When Barbados went to the polls on February 11, 2026, the result was not just a domestic landslide. It was a reaffirmation that one of the most influential reform agendas in global development finance will continue to have a political mandate behind it.
PM Mia Mottley won a third consecutive term as Barbados Labour Party candidates took all 30 seats in the House of Assembly — a rare clean sweep in parliamentary democracies and the third such outcome under her leadership.
For multilateral institutions and climate-vulnerable states, the meaning is clear: the Bridgetown Initiative remains in motion, backed by electoral power at home and reinforced by credibility abroad.
From domestic mandate to multilateral leverage
Mia Mottley first became Prime Minister in 2018, after leading the Barbados Labour Party to a sweep of all 30 seats — and has remained in office through a period defined by debt restructuring, inflation shocks, and climate risk escalation.
Her political profile has always rested on a dual track: stabilizing Barbados’ fiscal position while pressing the international system to treat climate vulnerability as a macroeconomic reality rather than a humanitarian afterthought. Reuters reported that Barbados’ debt-to-GDP ratio has been brought below 100% for the first time in more than a decade, a milestone frequently referenced as part of her credibility with creditors and multilaterals.
The Bridgetown Initiative as a power move, not a plea
The Bridgetown Initiative is often described as climate advocacy. In practice, it is a negotiation strategy aimed at changing how risk is priced, how liquidity is delivered, and how balance sheets absorb shocks for climate-exposed states.

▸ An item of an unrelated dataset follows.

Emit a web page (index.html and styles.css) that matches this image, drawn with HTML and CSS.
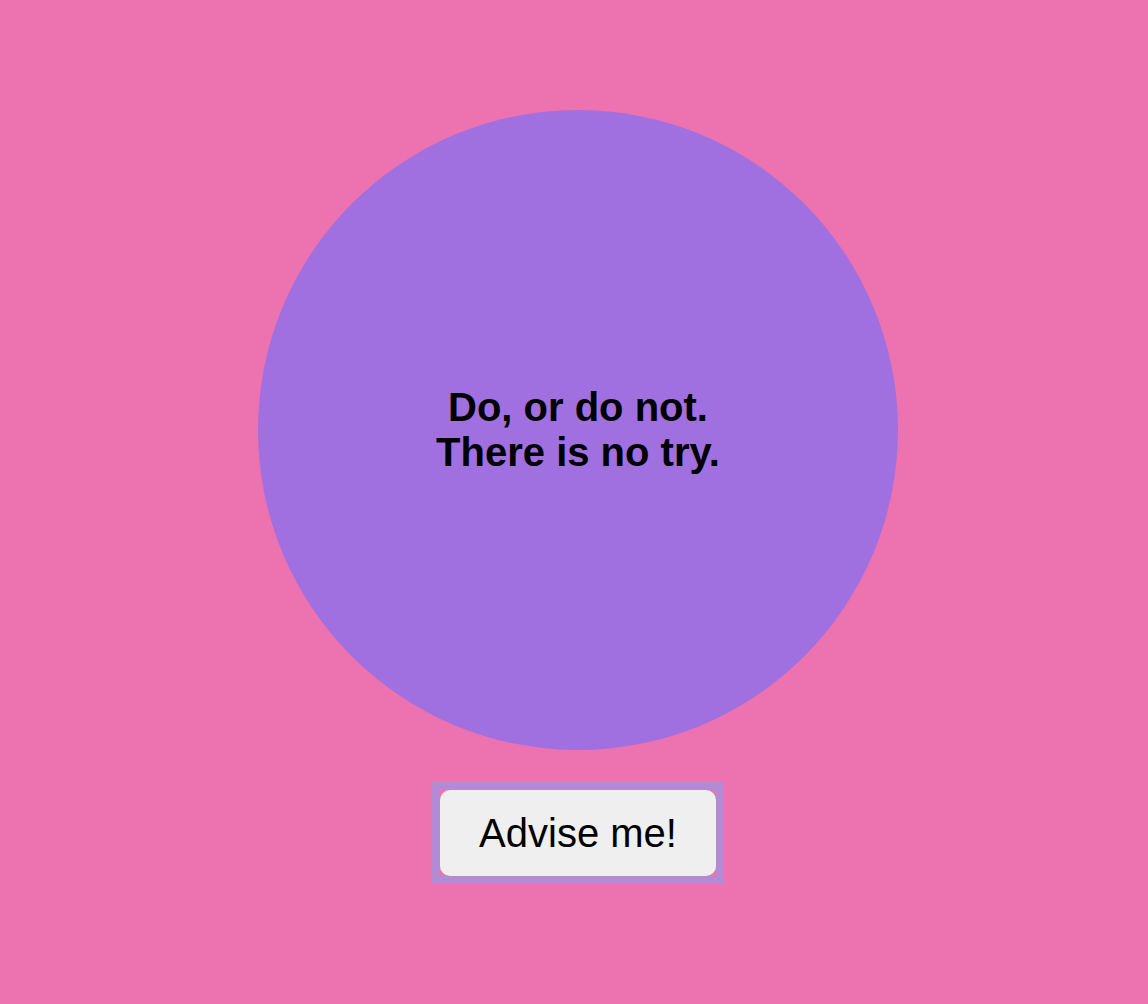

One of its most operational contributions has been pushing “pause” or “disaster” clauses — mechanisms that allow sovereign borrowers to defer debt service after major shocks so fiscal space is not crushed by immediate repayment demands. This concept has moved from agenda-setting into policy adoption and broader lender coordination.
Barbados has also been positioned as an early mover on debt-for-climate and resilience-linked transactions. In late 2024, the Inter-American Development Bank described a Barbados transaction as the world’s first debt-for-climate-resilience operation, backed by guarantees from IDB and EIB.
A recognized SDG platform, not just a climate podium
Mottley’s influence is not limited to COP cycles. She serves as Chair of the SDG Advocates, a UN-linked role that places her inside the institutional ecosystem shaping the 2030 Agenda narrative and delivery politics.
In 2021, UNEP named her a Champions of the Earth laureate for Policy Leadership, citing her prominence in elevating the urgency facing small island states and accelerating policy ambition.
This combination matters: she is not only critiquing the system from outside it. She is holding formal platforms within it.
Barbados as a signal state
Under Mottley, Barbados also executed one of the most symbolically resonant governance shifts in the Caribbean this decade: the transition to a republic in 2021, ending the British monarch as head of state. That move elevated her as a voice on sovereignty and post-colonial political identity alongside her climate finance agenda.
It is part of why her leadership travels. Barbados is small, but the narrative is structurally relevant to dozens of climate-exposed states facing the same trap: high debt, rising shocks, expensive capital, and constrained fiscal options.
The UN question hovering in the background
With UN Secretary-General António Guterres due to step down at the end of 2026, speculation about successors has widened — and Mia Mottley is periodically mentioned in commentary about possible contenders, even as no formal candidacy exists.
Whether or not she enters that race, her third-term mandate strengthens the underlying asset that would matter most in any such discussion: demonstrated political durability at home paired with agenda-setting authority in multilateral finance debates.
What to watch next
Mottley’s third term now faces a familiar test: converting global stature into domestic delivery while keeping reform pressure on institutions that move slowly and negotiate defensively.
If Bridgetown Initiative priorities continue to migrate into lender standards, contractual norms, and IMF/MDB practice, her legacy will not be defined by speeches — but by rewritten rules.
And that is the real reason Barbados’ election outcome is being tracked far beyond Bridgetown.